‘Annabelle Comes Home’ Review: “The Misguided Direction of Horror”
It is hard to imagine a situation where evil could encroach upon the safety of our homes. Safety comes with locked doors and closed blinds. After all, we tend to cloister ourselves away from the horrors of the world. We close off the rest of the world with the hope that whatever remains outside our homes, stays outside our homes. A stranger of the night might be staring at our windows from the nearest streetlight. But we shut our blinds to that fantastical possibility. Annabelle Comes Home takes a different approach to evil.
In 1971, the famous demonologists, Ed and Lorraine Warren, willingly brought evil into their home. Now this is a bit different. The Warren’s home is not protecting their family from the outside world, their home is protecting the outside world from Annabelle, a grotesque doll with bulging eyes and a sickly grin. However, this is not just a doll. We already know what it is capable of with the other two Annabelle spin-offs. This doll is capable of tearing entire families apart with fear and murder. And it is just one floor underneath the Warren’s living space. All of this should amount to a horror film that hits too close to home. But unfortunately, Annabelle lacks the danger and wickedness that made the Conjuring series a household name.

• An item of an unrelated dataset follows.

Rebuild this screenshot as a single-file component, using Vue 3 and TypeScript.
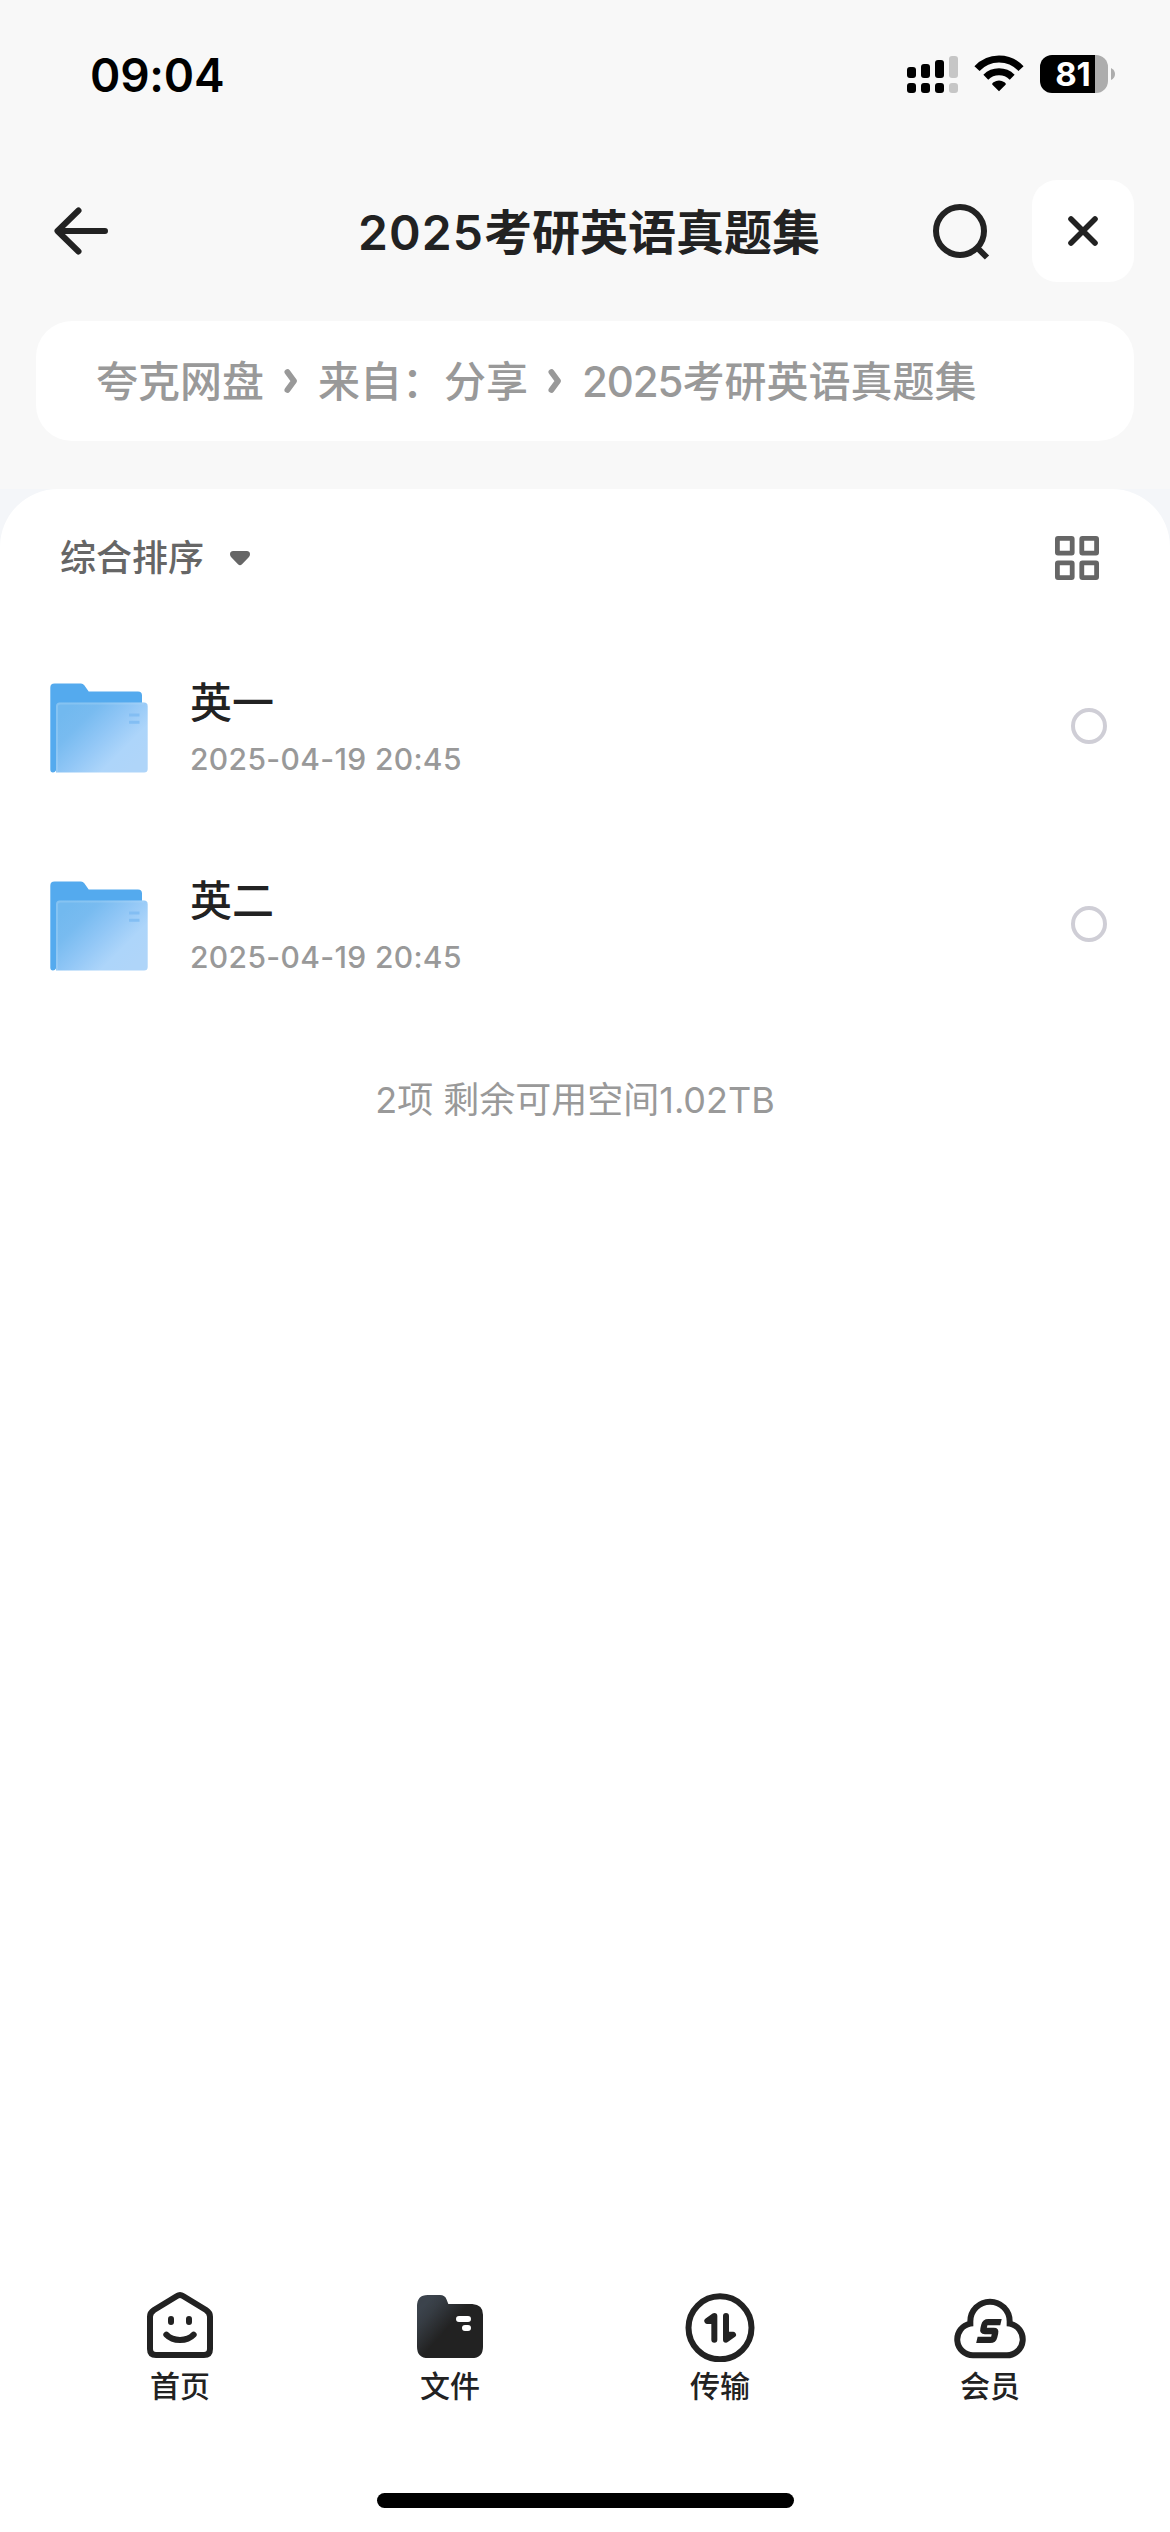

This new installment of the Conjuring universe hands the spotlight over to the Warren’s daughter, Judy. Despite all of my grievances, I want to take a moment to celebrate Mckenna Grace for her sensitivity as Judy. Not only does she have to balance the natural difficulties of being a 10-year-old girl, but she also has to confront the notoriety of her ‘kooky’ parents. To top it all off, she just so happens to share the same psychic ability as her mother. And like with any other coming-of-age story, each of these difficulties sets her further and further apart from the norm. We feel her isolation and the frustration that comes with wanting to confide in somebody the unexplainable.
The most frightening aspect of this film hardly concerns Annabelle at all. Instead, I found horror in Judy’s loneliness. She has to cope with disturbing spirits that only she can see. And it is not like she can ignore these spirits either. She is trapped inside her own head and there is nothing that she can say or do that will make another person understand. But Judy tries, and her resilience gives this film a beautiful glint of poignancy. Watching Judy get dismissed by her classmates after she handed out invitations to her birthday party was absolutely heart-breaking. For Judy, it is not just a birthday party. It means so much more to her and the circumstances of her life. She may not have an ordinary life, but she is a 10-year-old girl that yearns for friends just like anyone else.
Lucky for Judy, she is not completely alone, as she does have a sympathetic babysitter, Mary Ellen, that is willing to listen to her. Unfortunately, Annabelle Comes Home loses me at its most crucial moments as a horror film when Mary Ellen and her best friend, Daniela, look after Judy for the night. It is a shame, really. I have always looked forward to learning about the various mythologies of the Warren’s artifacts, but very rarely does this film ever consider their histories. Yes, there are a few new creepy faces added to the bunch, but that is all they really are. Creepy faces that serve one or two scares before disappearing altogether. Only one ghoul gets a proper introduction to the story. However, I am a little cynical that this introduction serves only one purpose: a spin-off.
The horror genre cannot effectively exist by itself. What I mean to say is that horror is supplementary. There needs to be an engaging drama or tragedy underlying horror for me to care about the characters. Annabelle Comes Home does an excellent job at the beginning. But it does not take long for the spectacle of horror to take precedent over the entire story, characters included. The script does not develop Mary Ellen beyond her love interest at school. Daniela gets better treatment, but it is not enough in a franchise this big for her character to be defined by one sentimental theme.
At times, it seems as if the filmmakers are more concerned with crafting the next biggest jump-scare than considering the consequences inflicted by those scares. We have already seen these scares before, they do not bring anything new to the genre. Let me remind you that horror movies are not scary because of jump-scares alone. Good horror movies share the same qualities that can be found in any other genre. To put it simply, horror runs on the blood of good characters. Well, at least we get a third of what this film could have been.
Despite my reservations, Annabelle Comes Home is worth the viewing alone for its intimate look into Judy Warren’s life. While the movie does naively prioritize horror in the last half, I do think that we should recognize Mckenna Grace for giving the Conjuring franchise its humanity back in the first half. The Warrens would not consider their lives mere spectacles, so why should we? We should expect more from our horror movies, especially when they concern the lives of real people in real situations. – Daniel Hrncir
Annabelle Comes Home is now playing in theaters.
The film stars Mckenna Grace, Madison Iseman, and Katie Sarife.